There are two ways to do that in Prevail. One is by doing an instrumentation where the typestate properties are reduced to counters so we can use Prevails as it's. This is what SLAM does. The other is to have an abstract domain for finite lattices. In Crab, we have that (see e.g., https://github.com/seahorn/crab/blob/master/include/crab/domains/discrete_domains.hpp). I don't think you need to be backwards for lock/unlock and similar properties because we need to reason about the past and not the future
An interesting paper to read is this
H. Aït-Kaci, R. Boyer, P. Lincoln, R. Nasr. Efficient implementation of lattice operations. In ACM Transactions on Programming Languages and Systems (TOPLAS), Volume 11, Issue 1, Jan. 1989, pages 115-146.
This paper shows show we can encode finite lattices into 0-1 matrices so that then operations such as join/meet, etc are very efficient. I didn't implement it in Crab because I didn't have the need to be that efficient but this is for instance, what Sparta (Facebook static analyzer) uses the last time I checked
I think there's an issue with tracking the result of bpf_ringbuf_reserve()
: it may return NULL, and the buffer is only acquired if it is not NULL, so simply using another set domain tracking acquired resources (e.g. by allocation site, disallowing allocating from the same site be freeing) will not work. A tri-state version using an intermediate maybe allocated
state might work, but I am not sure about the details.
The property is still a typestate property. It just requires to be combined with an abstract domain that can reason about nullity.

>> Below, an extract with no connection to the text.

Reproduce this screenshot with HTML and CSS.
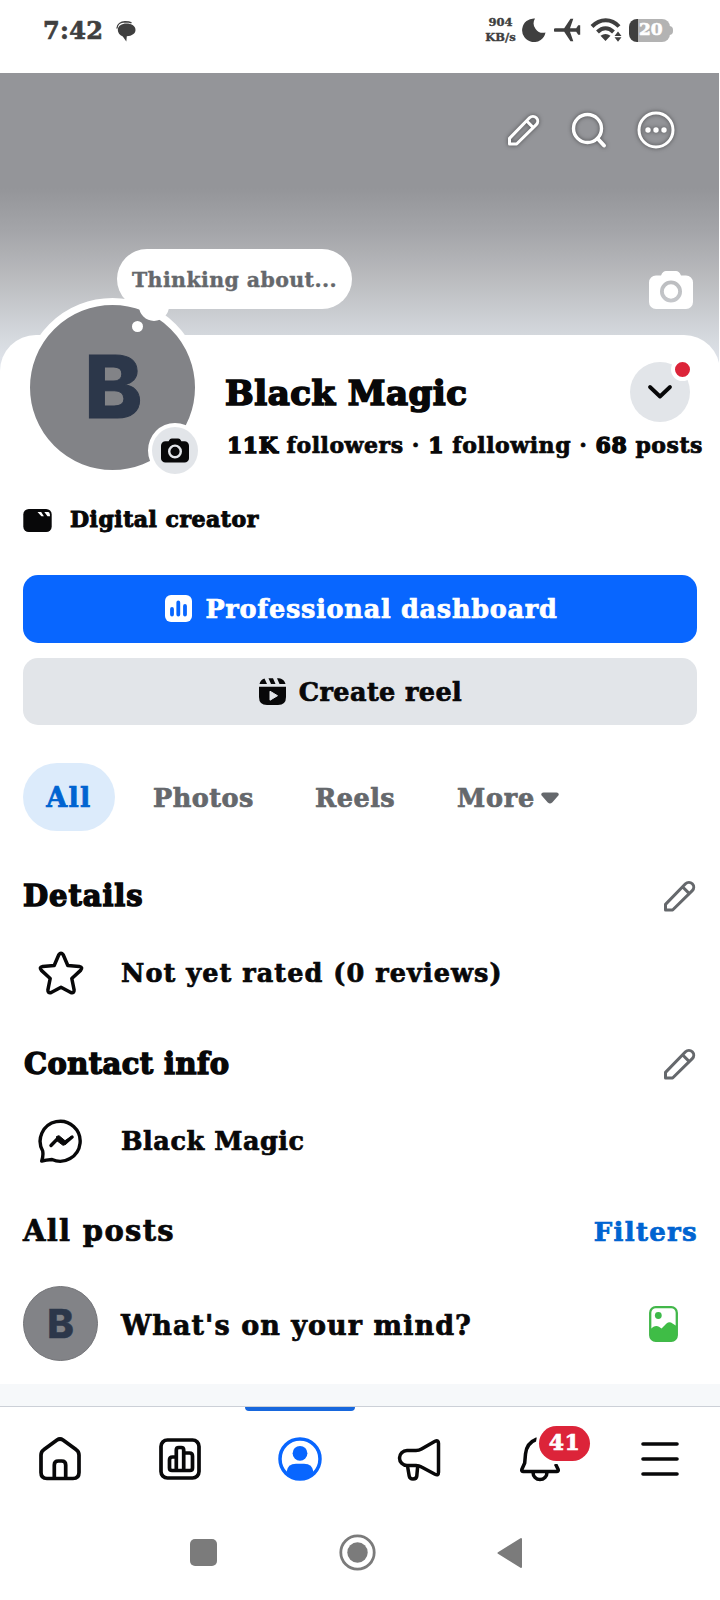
FILE: index.html
```html
<!DOCTYPE html>
<html lang="en">
<head>
<meta charset="utf-8">
<title>Black Magic</title>
<link rel="stylesheet" href="styles.css">
</head>
<body>
<svg class="defs" width="0" height="0">
  <symbol id="pencil" viewBox="0 0 34 34">
    <path d="M2.500 31v-5.600L22.500 4.800a4.800 4.800 0 0 1 6.800 6.800L9.600 31zM19.500 7.800l6.800 6.800" fill="none" stroke="currentColor" stroke-width="3" stroke-linejoin="round"/>
  </symbol>
  <symbol id="camera" viewBox="0 0 44 38">
    <path fill="currentColor" fill-rule="evenodd" d="M12 4.500C13.500 1 15 0 17 0h10c2 0 3.500 1 5 4.500h5a7 7 0 0 1 7 7V31a7 7 0 0 1-7 7H7a7 7 0 0 1-7-7V11.500a7 7 0 0 1 7-7zM22 9.500a11 11 0 1 0 0 22a11 11 0 1 0 0-22zM22 13.300a7.200 7.200 0 1 1 0 14.400a7.200 7.200 0 1 1 0-14.400z"/>
  </symbol>
</svg>

<header class="status">
  <div class="status-left">
    <span class="clock">7:42</span>
    <svg width="20" height="21" viewBox="0 0 20 21"><path d="M.9 7.500C1 3 5 .9 9 .8c3 0 5 .3 6.500 1" fill="none" stroke="#3f3f3f" stroke-width="1.400"/><path d="M10.500 2.600c5.200 0 9 2.600 9 6.400 0 3.600-3.500 6-8.700 6.200L10.300 20.500l-3.500-5C3.500 14 1.800 11.500 1.800 9c0-4 4-6.400 8.700-6.400z" fill="#3f3f3f"/></svg>
  </div>
  <div class="status-right">
    <div class="speed"><span>904</span><span>KB/s</span></div>
    <svg class="moon" width="24" height="24" viewBox="0 0 24 24"><path d="M13 .5A11.800 11.800 0 1 0 23.500 14.500 9.500 9.500 0 0 1 13 .5z" fill="#3f3f3f"/></svg>
    <svg class="plane" width="27" height="24" viewBox="0 0 27 24"><path d="M1.500 10.200h8.700L16.500.800h2.800L16 10.200h6.200l2-3h2V16.800h-2l-2-3H16l3.300 9.400h-2.800l-6.300-9.400H1.500a1.800 1.800 0 0 1 0-3.600z" fill="#3f3f3f"/></svg>
    <svg class="wifi" width="32" height="24" viewBox="0 0 32 24"><g fill="none" stroke="#3f3f3f" stroke-width="4"><path d="M2 8.500c8-8.300 19.500-8.300 27 0"/><path d="M7.500 14c5-5 11-5 16 0"/></g><path d="M10.500 17.700q5-3.500 10 0l-5 5.300zM28 13.500l3.500 4.500h-7zM28 23.800l3.500-4.500h-7z" fill="#3f3f3f"/></svg>
    <div class="battery"><span>20</span></div>
  </div>
</header>

<section class="cover">
  <div class="cover-actions">
    <svg width="34" height="34"><use href="#pencil"/></svg>
    <svg width="36" height="38" viewBox="0 0 36 38"><circle cx="16.500" cy="17.500" r="14" fill="none" stroke="#fff" stroke-width="3.400"/><path d="M26.500 27.500l6.500 7" stroke="#fff" stroke-width="4" stroke-linecap="round"/></svg>
    <svg width="38" height="38" viewBox="0 0 38 38"><circle cx="19" cy="19" r="17" fill="none" stroke="#fff" stroke-width="3"/><g fill="#fff"><circle cx="11" cy="19" r="2.700"/><circle cx="19" cy="19" r="2.700"/><circle cx="27" cy="19" r="2.700"/></g></svg>
  </div>
  <svg class="cover-camera" width="44" height="38"><use href="#camera"/></svg>
</section>

<main class="sheet">
  <div class="profile">
    <div class="avatar">
      <span class="initial">B</span>
      <div class="bubble">Thinking about...</div>
      <i class="dot"></i>
      <div class="avatar-camera"><svg width="28" height="25"><use href="#camera"/></svg></div>
    </div>
    <div class="info">
      <div class="name-row">
        <h1>Black Magic</h1>
        <div class="switch">
          <svg width="26" height="16" viewBox="0 0 26 16"><path d="M3 3l10 9.500L23 3" fill="none" stroke="#080809" stroke-width="3.800" stroke-linecap="round" stroke-linejoin="round"/></svg>
          <i class="alert"></i>
        </div>
      </div>
      <p class="stats"><b>11K</b> followers · <b>1</b> following · <b>68</b> posts</p>
    </div>
  </div>

  <div class="category">
    <svg width="29" height="23" viewBox="0 0 29 23"><rect x=".3" width="28.400" height="23" rx="5.500" fill="#080809"/><path d="M14.500 3h3.700l2.700 4.300h-2.500zM21.300 3H25q2 0 2 4.300h-2.500z" fill="#fff"/></svg>
    <span>Digital creator</span>
  </div>

  <div class="buttons">
    <div class="button primary">
      <svg width="27" height="27" viewBox="0 0 27 27"><rect width="27" height="27" rx="6" fill="#fff"/><path d="M7 14v5.500M13.300 7.500v12M20 11v8.500" stroke="#0866ff" stroke-width="3.800" stroke-linecap="round"/></svg>
      <span>Professional dashboard</span>
    </div>
    <div class="button secondary">
      <svg width="27" height="27" viewBox="0 0 27 27"><path fill="#080809" d="M.5 6Q1.500 1.500 5.500.400L8 6zM9.500.2h4.500l2.500 5.800H12zM18 .2c5 0 7.500 2 8.500 5.800H20.500zM0 8.800h27V19q0 8-8 8H8q-8 0-8-8z"/><path d="M11 13.200v9l7.500-4.500z" fill="#e2e5e9" stroke="#e2e5e9" stroke-linejoin="round"/></svg>
      <span>Create reel</span>
    </div>
  </div>

  <nav class="tabs">
    <span class="tab active">All</span>
    <span class="tab photos">Photos</span>
    <span class="tab reels">Reels</span>
    <span class="tab more">More<svg width="18" height="12" viewBox="0 0 18 12"><path d="M2.500 1.500Q1.200 1.500 1.200 2.700L7.500 9.800Q9 11 10.500 9.800L16.800 2.700Q16.800 1.500 15.500 1.500z" fill="#65686c" stroke="#65686c" stroke-width="2" stroke-linejoin="round"/></svg></span>
  </nav>

  <div class="row heading details"><h2>Details</h2><svg class="edit" width="34" height="34"><use href="#pencil"/></svg></div>
  <div class="row item rating">
    <svg width="46" height="46" viewBox="0 0 46 46"><path d="M20.800 4.800q2.200-3.200 4.400 0l4.600 10.700 11.500.9q4 .8 1.300 4l-8.800 8.100 2.300 11.300q.2 3.800-3.300 2.700L23 37.200l-9.800 5.300q-3.500 1.100-3.300-2.700l2.300-11.300-8.800-8.100q-2.700-3.200 1.300-4l11.500-.9z" fill="none" stroke="#080809" stroke-width="3.500" stroke-linejoin="round"/></svg>
    <span>Not yet rated (0 reviews)</span>
  </div>
  <div class="row heading contact"><h2>Contact info</h2><svg class="edit" width="34" height="34"><use href="#pencil"/></svg></div>
  <div class="row item messenger">
    <svg width="46" height="46" viewBox="0 0 46 46"><path d="M3.700 43Q5.500 38 4.700 33A20 20 0 1 1 14 41.500Q8 42 3.700 43z" fill="none" stroke="#080809" stroke-width="3.400" stroke-linejoin="round"/><path d="M13 27.500l7.300-7.500 6.800 5 7-6" fill="none" stroke="#080809" stroke-width="3.400" stroke-linecap="round" stroke-linejoin="round"/><path d="M18.500 18.500l2.500-.8 6 5 6-4-5.500 7.800-2.500.8-6-4.500z" fill="#080809" stroke="#080809" stroke-linejoin="round"/></svg>
    <span>Black Magic</span>
  </div>
  <div class="row heading posts"><h2>All posts</h2><a class="filters">Filters</a></div>
  <div class="composer">
    <div class="mini">B</div>
    <span>What's on your mind?</span>
    <svg width="29" height="36" viewBox="0 0 29 36"><rect x="1.200" y="1.200" width="26.600" height="33.600" rx="5.500" fill="none" stroke="#42b74a" stroke-width="2.300"/><circle cx="9.300" cy="9.500" r="3.400" fill="#3dba4a"/><path d="M1.500 23l3-2.200q3-1.500 5.500 0l2.500 1.700 5-5q3-2.700 6 0l4 2.500V30q0 5-5 5h-16q-5 0-5-5z" fill="#3fbd46"/></svg>
  </div>
</main>

<div class="divider"></div>

<nav class="bottom">
  <div class="nav-item"><svg width="46" height="46" viewBox="0 0 46 46"><path d="M4 19q0-3.500 3-5.500l13-9.500q3-2 6 0l13 9.500q3 2 3 5.500v17.500q0 6-6 6H10q-6 0-6-6zM17.300 42V29q0-4 4-4h3.400q4 0 4 4v13" fill="none" stroke="#080809" stroke-width="3.700" stroke-linejoin="round"/></svg></div>
  <div class="nav-item"><svg width="46" height="46" viewBox="0 0 46 46"><g fill="none" stroke="#080809" stroke-width="3.700" stroke-linejoin="round"><rect x="4" y="4" width="38" height="38" rx="6.500"/><path d="M19.300 34.500V14q0-2.500 2.500-2.500h2.400q2.500 0 2.500 2.500v20.500M19.300 21h-3.800q-3 0-3 3v8q0 2.500 2.500 2.500h18q2.500 0 2.500-2.500V20q0-3-3-3h-5.800"/></g></svg></div>
  <div class="nav-item current"><svg width="46" height="46" viewBox="0 0 46 46"><circle cx="23" cy="23" r="20" fill="none" stroke="#0866ff" stroke-width="3.500"/><circle cx="23" cy="17.300" r="7.400" fill="#0866ff"/><path d="M9.500 36q1-8.300 9.500-8.300h8q8.500 0 9.500 8.300Q31 43 23 43T9.500 36z" fill="#0866ff"/></svg></div>
  <div class="nav-item"><svg width="46" height="46" viewBox="0 0 46 46"><path d="M10 14.500h9q3 0 5.500-1.500L38 5.300q3.500-1.700 3.500 2v29q0 3.700-3.500 2L24.500 31q-2.500-1.500-5.500-1.500h-9a7.500 7.500 0 0 1 0-15zM10.500 30l1.700 10q.5 3 3.800 3 3.500 0 3.800-3l.9-10" fill="none" stroke="#080809" stroke-width="3.500" stroke-linejoin="round"/></svg></div>
  <div class="nav-item"><svg width="46" height="46" viewBox="0 0 46 46"><path d="M20 3Q9.500 7 8.500 18L7.700 27 4.800 33.500q-.5 2 1.500 2h33.400q2 0 1.500-2L38.500 28M16 36.500a7 7 0 0 0 14 0" fill="none" stroke="#080809" stroke-width="3.500" stroke-linejoin="round"/></svg><span class="badge">41</span></div>
  <div class="nav-item"><svg width="46" height="46" viewBox="0 0 46 46"><path d="M6 8h34M6 23h34M6 38h34" stroke="#080809" stroke-width="3.600" stroke-linecap="round"/></svg></div>
</nav>

<footer class="system">
  <svg width="27" height="27"><rect width="27" height="27" rx="5" fill="#7b7b7b"/></svg>
  <svg width="37" height="37" viewBox="0 0 37 37"><circle cx="18.500" cy="18.500" r="16.700" fill="none" stroke="#7b7b7b" stroke-width="2.800"/><circle cx="18.500" cy="18.500" r="10.200" fill="#7b7b7b"/></svg>
  <svg width="26" height="32" viewBox="0 0 26 32"><path d="M1.500 16L24 2v28z" fill="#7b7b7b" stroke="#7b7b7b" stroke-width="2" stroke-linejoin="round"/></svg>
</footer>
</body>
</html>
```
FILE: styles.css
```css
* { box-sizing: border-box; }
body {
  margin: 0;
  width: 720px;
  height: 1600px;
  overflow: hidden;
  background: #fff;
  color: #080809;
  font-family: "DejaVu Serif", serif;
  font-weight: bold;
  white-space: nowrap;
  -webkit-text-stroke: .7px;
}
h1, h2, p { margin: 0; }
svg { display: block; flex: none; }
.defs { position: absolute; }

.status {
  height: 73px;
  padding: 0 47px 13px 43px;
  display: flex;
  justify-content: space-between;
  align-items: center;
  color: #3f3f3f;
}
.status-left, .status-right { display: flex; align-items: center; }
.status-left { gap: 13px; }
.status-left svg { margin-top: 2px; }
.clock { font-size: 24px; letter-spacing: .3px; }
.speed {
  width: 31px;
  display: flex;
  flex-direction: column;
  align-items: center;
  font-size: 11.5px;
  line-height: 15.5px;
  -webkit-text-stroke: .4px;
}
.moon { margin-left: 6px; }
.plane { margin-left: 8px; }
.wifi { margin-left: 9px; }
.battery {
  position: relative;
  width: 41px;
  height: 23px;
  margin: 0 3px 0 7px;
  border-radius: 8px;
  background: linear-gradient(90deg, #3f3f3f 9px, #b3b3b3 9px);
  color: #fff;
  font-size: 17px;
  line-height: 21px;
  padding-left: 10px;
  -webkit-text-stroke: .6px;
}
.battery::after {
  content: "";
  position: absolute;
  right: -3px;
  top: 7px;
  width: 4px;
  height: 9px;
  border-radius: 0 4px 4px 0;
  background: #b3b3b3;
}

.cover {
  width: 719px;
  height: 300px;
  padding: 38px 44px 0 0;
  background: linear-gradient(#949599 0, #949599 115px, #a4a5a9 158px, #babbbe 205px, #d4d8dd 262px, #e4e8ef 300px);
  color: #fff;
  display: flex;
  flex-direction: column;
  align-items: flex-end;
}
.cover-actions {
  display: flex;
  align-items: center;
  gap: 30px;
  filter: drop-shadow(0 0 2px rgba(0, 0, 0, .5));
}
.cover-camera { margin: 122px -18px 0 0; }

.sheet {
  position: relative;
  height: 1049px;
  margin-top: -38px;
  padding: 0 23px;
  border-radius: 36px 36px 0 0;
  background: #fff;
}
.profile { display: flex; height: 164px; }
.avatar {
  position: relative;
  flex: none;
  width: 179px;
  height: 179px;
  margin-top: -37px;
  border: 7px solid #fff;
  border-radius: 50%;
  background: #828387;
  display: flex;
  align-items: center;
  justify-content: center;
}
.initial {
  font: 800 87px/86px Inter, "Liberation Sans", sans-serif;
  color: #2c374a;
  padding: 0 0 2px 2px;
  -webkit-text-stroke: 1px;
}
.bubble {
  position: absolute;
  left: 87px;
  top: -56px;
  width: 235px;
  height: 60px;
  border-radius: 30px;
  background: #fff;
  color: #65686c;
  font-size: 20.5px;
  letter-spacing: .4px;
  line-height: 62px;
  text-align: center;
  -webkit-text-stroke: .4px;
}
.bubble::after {
  content: "";
  position: absolute;
  left: 22px;
  top: 42px;
  width: 30px;
  height: 30px;
  border-radius: 50%;
  background: #fff;
}
.dot {
  position: absolute;
  left: 102px;
  top: 16px;
  width: 11px;
  height: 11px;
  border-radius: 50%;
  background: #fff;
}
.avatar-camera {
  position: absolute;
  left: 118px;
  top: 118px;
  width: 54px;
  height: 55px;
  border: 4px solid #fff;
  border-radius: 50%;
  background: #e2e5e9;
  display: flex;
  align-items: center;
  justify-content: center;
}
.info { flex: 1; min-width: 0; padding: 27px 0 0 23px; }
.name-row {
  height: 60px;
  margin-right: 7px;
  display: flex;
  align-items: center;
  justify-content: space-between;
}
h1 { font-size: 34px; letter-spacing: .5px; -webkit-text-stroke: 1.7px; padding-top: 1px; }
.switch {
  position: relative;
  width: 60px;
  height: 60px;
  border-radius: 50%;
  background: #e2e5e9;
  display: flex;
  align-items: center;
  justify-content: center;
}
.alert {
  position: absolute;
  right: -4px;
  top: -4px;
  width: 23px;
  height: 23px;
  border: 4px solid #fff;
  border-radius: 50%;
  background: #dc2439;
}
.stats { margin-top: 8px; padding-left: 2px; font-size: 22px; line-height: 30px; letter-spacing: .52px; }
.stats b { -webkit-text-stroke: 1.4px; }

.category {
  height: 40px;
  display: flex;
  align-items: center;
  gap: 18px;
  font-size: 22px;
  letter-spacing: .5px;
  -webkit-text-stroke: 1px;
}
.category svg { margin-top: 3px; }

.buttons { margin-top: 36px; display: flex; flex-direction: column; gap: 15px; }
.button {
  height: 67.5px;
  border-radius: 15px;
  display: flex;
  align-items: center;
  justify-content: center;
  gap: 13px;
  font-size: 25.5px;
}
.button span { padding-top: 1px; }
.primary { background: #0866ff; color: #fff; letter-spacing: .75px; padding-left: 3px; }
.secondary { background: #e2e5e9; letter-spacing: .4px; padding-left: 1px; }

.tabs {
  height: 68px;
  margin-top: 38px;
  display: flex;
  align-items: center;
  color: #65686c;
  font-size: 25.5px;
}
.tab { letter-spacing: .5px; padding-top: 1px; }
.active {
  width: 92px;
  height: 68px;
  border-radius: 34px;
  background: #dcebfb;
  color: #0064d1;
  font-size: 27px;
  letter-spacing: 1.3px;
  line-height: 68px;
  text-align: center;
}
.photos { width: 162px; padding-left: 38px; }
.reels { width: 141px; padding-left: 38px; }
.more { display: flex; align-items: center; gap: 6px; padding-left: 39px; letter-spacing: .8px; }

.row { height: 60px; display: flex; align-items: center; }
.heading { justify-content: space-between; }
.edit { color: #65686c; margin-top: 1px; }
h2 { font-size: 29px; letter-spacing: .9px; -webkit-text-stroke: 1.4px; padding-top: 1px; }
.details { margin-top: 34px; }
.contact { margin-top: 30px; }
.contact h2 { letter-spacing: .4px; padding-left: 1px; }
.posts { margin-top: 30px; }
.posts h2 { letter-spacing: 1.3px; -webkit-text-stroke: .7px; }
.item { padding-left: 15px; gap: 37px; font-size: 25.5px; }
.rating { margin-top: 18px; letter-spacing: 1.07px; }
.messenger { margin-top: 18px; margin-bottom: -1px; letter-spacing: .55px; }
.filters { color: #0064d1; font-size: 26px; letter-spacing: 1.3px; padding-top: 3px; margin-right: -1px; }
.composer {
  height: 75px;
  margin-top: 26px;
  padding-right: 19px;
  display: flex;
  align-items: center;
  font-size: 27px;
  letter-spacing: 1.05px;
}
.composer span { flex: 1; padding: 3px 0 0 23px; }
.mini {
  width: 75px;
  height: 75px;
  border: 1px solid #747579;
  border-radius: 50%;
  background: #828387;
  color: #2c374a;
  font: 800 40px/73px Inter, "Liberation Sans", sans-serif;
  letter-spacing: 0;
  text-align: center;
  -webkit-text-stroke: .5px;
}

.divider { height: 23px; background: #f6f8fa; border-bottom: 1px solid #ccd0d7; }
.bottom { height: 103px; display: flex; }
.nav-item {
  position: relative;
  width: 120px;
  display: flex;
  align-items: center;
  justify-content: center;
}
.current::before {
  content: "";
  position: absolute;
  left: 5px;
  top: 0;
  width: 110px;
  height: 4px;
  border-radius: 0 0 4px 4px;
  background: #1767dd;
}
.badge {
  position: absolute;
  left: 59px;
  top: 19px;
  width: 51px;
  height: 35px;
  border-radius: 18px;
  background: #dc2439;
  box-shadow: 0 0 0 3px #fff;
  color: #fff;
  font-size: 22px;
  letter-spacing: .5px;
  line-height: 32px;
  text-align: center;
}
.system {
  height: 90px;
  padding: 0 197px 5px 190px;
  display: flex;
  align-items: center;
  justify-content: space-between;
}
```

BPF_MAP_TYPE_RINGBUF exposes the following helper functions: 1) bpf_ringbuf_reserve 2) bpf_ringbuf_commit 3) bpf_ringbuf_discard
The semantics are that bpf_ringbuf_reserve reserves a record in the ring buffer and the BPF program is required to call either bpf_ringbuf_commit or bpf_ringbuf_discard on the record prior to the end of the BPF program.
There is a workaround that can be employed to detect leaked reserved records, but it's expensive and slow, so it would be preferred if the verifier could catch it.